6. The method of claim 3 wherein said business designation is indicative of a business type selected from the group consisting production, solutions testing, development, and a disaster recover.

7. The method of claim 3, wherein further including receiving a plurality of event alerts, storing said event alerts in a central database, and sorting said event alerts according to any one or more of the fields in the business string.

8. The method of claim 1 wherein said event alert also includes an error event identifier and a severity level.

9. The method of claim 1 wherein said event alert also includes an error event identifier, a date and time, a server identifier, a severity level, and an error message.

10. A method of monitoring one or more disparate computer systems for event errors, comprising:

(a) receiving an event alert from one of the computer systems;

(b) formatting said event alert in a standard format comprising a business string which includes a plurality of fields of information indicative of the nature of an error;

(c) determining the nature of the error by analyzing said business string; and

(d) responding to the error.

11. The method of claim 10 wherein the plurality of fields in the business string includes a customer identifier, a product code, and a product type.

12. The method of claim 10 wherein the plurality of fields in the business string includes a customer identifier, a business designation, a product code, a product type, a managed object type, a type, an agent an a manager identifier.

13. The method of claim 12 wherein said product code is indicative of a product selected from the group consisting of an operating system, a hardware component, a network device, an application, and a security feature.

14. The method of claim 13 wherein said product type is indicative of a type corresponding to the product code.

15. The method of claim 12 wherein said business designation is indicative of a business type selected from the group consisting production, solutions testing, development, and a disaster recover.

16. The method of claim 12, wherein further including receiving a plurality of event alerts, formatting said event alerts in the standard format, storing said formatted event alerts in a central database, and sorting said formatted event alerts according to any one or more of the fields in the business string.

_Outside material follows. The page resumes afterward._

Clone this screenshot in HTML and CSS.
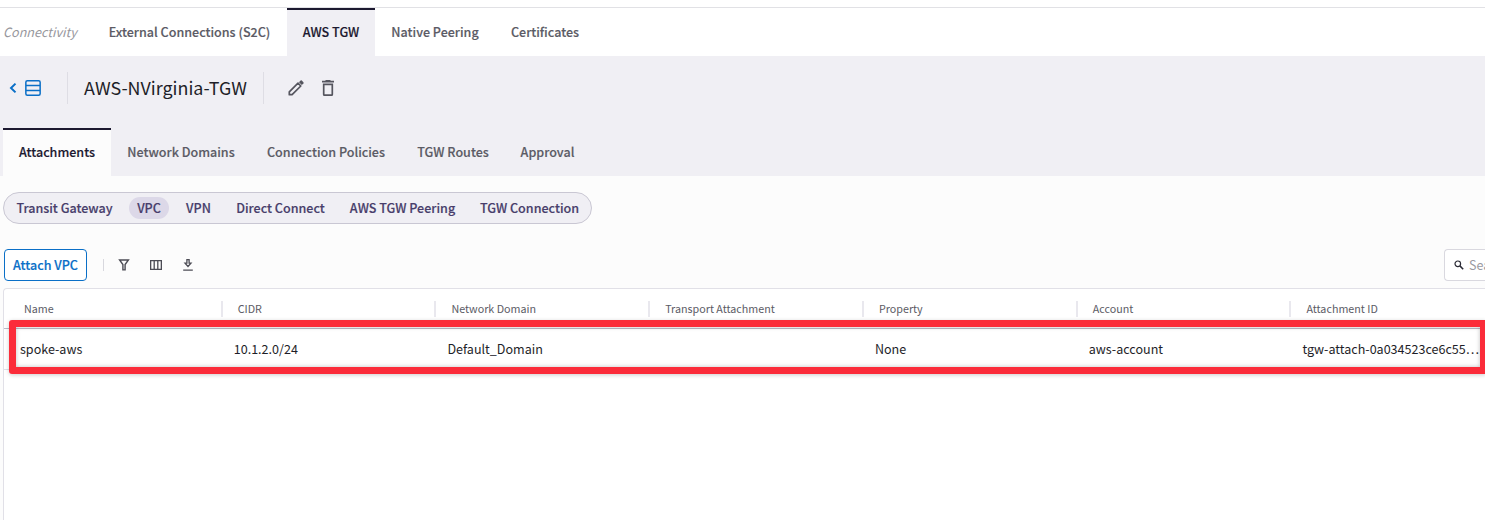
FILE: index.html
```html
<!DOCTYPE html>
<html lang="en">
<head>
<meta charset="utf-8">
<title>AWS TGW</title>
<link rel="stylesheet" href="styles.css">
</head>
<body>
<nav class="topnav">
  <span class="section-label">Connectivity</span>
  <a class="tab tab-external"><span>External Connections (S2C)</span></a>
  <a class="tab tab-aws active"><span>AWS TGW</span></a>
  <a class="tab tab-native"><span>Native Peering</span></a>
  <a class="tab tab-cert"><span>Certificates</span></a>
</nav>
<header class="page-head">
  <div class="title-row">
    <div class="back">
      <svg width="8" height="12" viewBox="0 0 8 12"><path d="M6.500 1.600 2 6l4.500 4.400" fill="none" stroke="#0a6fc7" stroke-width="2"/></svg>
      <svg width="16" height="16" viewBox="0 0 16 16" fill="none" stroke="#0a6fc7" stroke-width="1.500"><rect x=".85" y=".85" width="14.300" height="14.300" rx="1.500"/><path d="M1 5.600h14M1 10.400h14"/></svg>
    </div>
    <h1 class="title">AWS-NVirginia-TGW</h1>
    <div class="actions">
      <svg width="16" height="16" viewBox="0 0 16 16"><path d="M1.300 14.700v-2.800l8.700-8.700 2.800 2.800-8.700 8.700z" fill="none" stroke="#55555e" stroke-width="1.700" stroke-linejoin="round"/><path d="M11 2.200 12.600.6q.6-.5 1.200 0l1.600 1.600q.5.6 0 1.200L13.800 5z" fill="#55555e"/></svg>
      <svg width="16" height="16" viewBox="0 0 16 16" fill="none" stroke="#55555e" stroke-width="1.700"><path d="M2 1.700h12M5.500.9h5"/><path d="M3.700 4.300h8.600v10.100q0 .7-.7.7H4.400q-.7 0-.7-.7z"/></svg>
    </div>
  </div>
  <nav class="subnav">
    <a class="tab tab-attach active"><span>Attachments</span></a>
    <a class="tab tab-domains"><span>Network Domains</span></a>
    <a class="tab tab-policies"><span>Connection Policies</span></a>
    <a class="tab tab-routes"><span>TGW Routes</span></a>
    <a class="tab tab-approval"><span>Approval</span></a>
  </nav>
</header>
<main class="content">
  <div class="pills">
    <a class="pill pill-tg">Transit Gateway</a>
    <a class="pill pill-vpc selected">VPC</a>
    <a class="pill pill-vpn">VPN</a>
    <a class="pill pill-dc">Direct Connect</a>
    <a class="pill pill-peer">AWS TGW Peering</a>
    <a class="pill pill-conn">TGW Connection</a>
  </div>
  <div class="toolbar">
    <button class="attach">Attach VPC</button>
    <div class="tools">
      <svg width="12" height="12" viewBox="0 0 12 12" fill="none" stroke="#4c4c55" stroke-width="1.400"><path d="M1.600 1h8.800L7.100 5.500v5.400H4.900V5.500z"/></svg>
      <svg width="12" height="12" viewBox="0 0 12 12" fill="none" stroke="#4c4c55" stroke-width="1.300"><path d="M.650 1.650h10.700v8.700H.650zM4.200 1.500v9M7.800 1.500v9"/></svg>
      <svg width="12" height="12" viewBox="0 0 12 12" fill="none" stroke="#4c4c55" stroke-width="1.300"><path d="M4.900.7h2.200v3.400h1.900L6 7.500 3 4.100h1.900zM1.200 11.100h9.600"/></svg>
    </div>
    <div class="search">
      <svg width="10" height="10" viewBox="0 0 10 10" fill="none" stroke="#2b2b35" stroke-width="1.200"><circle cx="3.800" cy="3.800" r="2.800"/><path d="M5.900 5.900 9.200 9.200" stroke-width="1.500"/></svg>
      <span>Search</span>
    </div>
  </div>
  <section class="table">
    <div class="row head">
      <div>Name</div><div>CIDR</div><div>Network Domain</div><div>Transport Attachment</div><div>Property</div><div>Account</div><div>Attachment ID</div>
    </div>
    <div class="row body">
      <div>spoke-aws</div><div>10.1.2.0/24</div><div>Default_Domain</div><div></div><div>None</div><div>aws-account</div><div>tgw-attach-0a034523ce6c55…</div>
    </div>
    <div class="highlight"></div>
  </section>
</main>
</body>
</html>
```
FILE: styles.css
```css
* { box-sizing: border-box; }
body {
  margin: 0;
  width: 1485px;
  height: 520px;
  overflow: hidden;
  display: flex;
  flex-direction: column;
  background: #fcfcfc;
  color: #1e1e28;
  font-family: "Noto Sans CJK SC", "Noto Sans", sans-serif;
  font-size: 12.56px;
  line-height: 20px;
}
svg { display: block; flex: none; }
.topnav {
  margin-top: 7px;
  height: 49px;
  border-top: 1px solid #e1e1e5;
  background: #fff;
  box-shadow: 0 -7px #fff;
  display: flex;
}
.section-label {
  width: 93px;
  padding: 14px 0 0 3px;
  font-style: italic;
  font-size: 12.6px;
  color: #97979d;
}
.tab {
  display: flex;
  justify-content: center;
  padding-top: 14px;
  height: 48px;
  font-weight: 500;
  color: #5b5b65;
  white-space: nowrap;
}
.tab, .pill, .attach { -webkit-text-stroke: .15px currentColor; }
.tab.active {
  border-top: 2px solid #1c1930;
  padding-top: 12px;
  color: #1c1930;
}
.topnav .active { background: #f0eff4; }
.tab-external { width: 194px; padding-right: 1px; }
.tab-aws { width: 88px; }
.tab-native { width: 120px; }
.tab-cert { width: 100px; }
.page-head {
  height: 120px;
  flex: none;
  background: #f0eff4;
}
.title-row {
  height: 72px;
  padding-top: 16px;
  display: flex;
}
.back {
  width: 68px;
  height: 32px;
  padding-left: 9px;
  border-right: 1px solid #dedde4;
  display: flex;
  align-items: center;
  gap: 8px;
}
.title {
  margin: 0;
  width: 196px;
  height: 32px;
  padding-left: 16px;
  border-right: 1px solid #dedde4;
  font-size: 17.9px;
  font-weight: 400;
  line-height: 30px;
  white-space: nowrap;
}
.actions {
  padding-left: 24px;
  height: 32px;
  display: flex;
  align-items: center;
  gap: 16px;
}
.subnav { display: flex; padding-left: 3px; }
.subnav .active { background: #fcfcfc; }
.tab-attach { width: 108px; }
.tab-domains { width: 140px; }
.tab-policies { width: 150px; }
.tab-routes { width: 104px; }
.tab-approval { width: 85px; }
.content {
  flex: 1;
  padding: 16px 0 0 3px;
  display: flex;
  flex-direction: column;
}
.pills {
  width: 589px;
  height: 32px;
  flex: none;
  padding-left: 2px;
  border: 1px solid #c9c7d3;
  border-radius: 16px;
  background: #f0eff4;
  display: flex;
  align-items: center;
}
.pill {
  flex: none;
  height: 22px;
  line-height: 22px;
  border-radius: 11px;
  text-align: center;
  white-space: nowrap;
  font-weight: 500;
  color: #483e6b;
}
.pill.selected { background: #dcd8e8; }
.pill-tg { width: 117px; margin-right: 6px; }
.pill-vpc { width: 40px; }
.pill-vpn { width: 59px; }
.pill-dc { width: 105px; margin-right: 9px; }
.pill-peer { width: 121px; }
.pill-conn { width: 101px; margin-left: 16px; }
.toolbar {
  height: 64px;
  flex: none;
  padding: 25px 0 0 1px;
  display: flex;
}
.attach {
  width: 83px;
  height: 32px;
  padding: 0;
  border: 1px solid #0a6fc7;
  border-radius: 4px;
  background: #fff;
  color: #0a6fc7;
  font: 500 12.56px/30px "Noto Sans CJK SC", "Noto Sans", sans-serif;
  white-space: nowrap;
}
.tools {
  margin: 10px 0 0 16px;
  height: 12px;
  padding-left: 14px;
  border-left: 1px solid #d8d8de;
  display: flex;
  gap: 20px;
}
.search {
  margin-left: auto;
  width: 41px;
  height: 32px;
  padding-left: 9px;
  overflow: hidden;
  border: 1px solid #d9d8df;
  border-right: 0;
  border-radius: 4px 0 0 4px;
  background: #fff;
  display: flex;
  align-items: center;
  gap: 5px;
  color: #9a9aa2;
}
.table {
  position: relative;
  flex: 1;
  border: solid #e1e0e7;
  border-width: 1px 0 0 1px;
  border-top-left-radius: 4px;
  background: #fff;
}
.row {
  display: grid;
  grid-template-columns: repeat(7, 213.74px);
  padding-left: 5px;
  overflow: hidden;
  white-space: nowrap;
}
.head {
  height: 40px;
  padding-top: 12px;
  border-bottom: 1px solid #bcbac8;
  font-size: 10.74px;
  line-height: 15px;
  color: #5b5b65;
}
.head div { padding-left: 15px; border-right: 2px solid #e9e8ee; height: 16px; }
.body {
  height: 41px;
  line-height: 40px;
  border-bottom: 1px solid #e1e0e7;
}
.body div { padding-left: 11px; }
.highlight {
  position: absolute;
  left: 5px;
  right: -2px;
  top: 31px;
  height: 54px;
  border: 7px solid #fb2c3a;
  border-radius: 3px;
  box-shadow: 0 1px 4px rgba(0,0,0,.2), inset 0 0 4px rgba(0,0,0,.25);
}
```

17. The method of claim 10 wherein said event alert also includes an error event identifier and a severity level.

18. The method of claim 10 wherein said event alert also includes an error event identifier, a date and time, a server identifier, a severity level, and an error message.

19. A computer system, comprising:

an event manager; and

mid-level managers coupled to said event manager;

wherein said mid-level managers are adapted to receive error messages from disparate client monitoring agents, said error messages comporting with a standardized format that includes a business string, said business string includes a plurality of fields of information indicative of the nature of an error.

20. The computer system of claim 19 wherein said plurality of fields of information in the business string includes a customer identifier, a product code, and a product type.

21. The computer system of claim 19 wherein said plurality of fields of information in the business string includes a customer identifier, a business designation, a product code, a product type, a managed object type, a type, an agent an a manager identifier.

22. The computer system of claim 21 wherein said product code is indicative of a product selected from the group consisting of an operating system, a hardware component, a network device, an application, and a security feature.

23. The computer system of claim 22 wherein said product type is indicative of a type corresponding to the product code.

24. The computer system of claim 21 wherein said business designation is indicative of a business type selected from the group consisting production, solutions testing, development, and a disaster recover.

25. The computer system of claim 19 wherein said error message also includes an error event identifier and a severity level.

26. The computer system of claim 19 wherein said error message also includes an error event identifier, a date and time, a server identifier, a severity level, and an error message.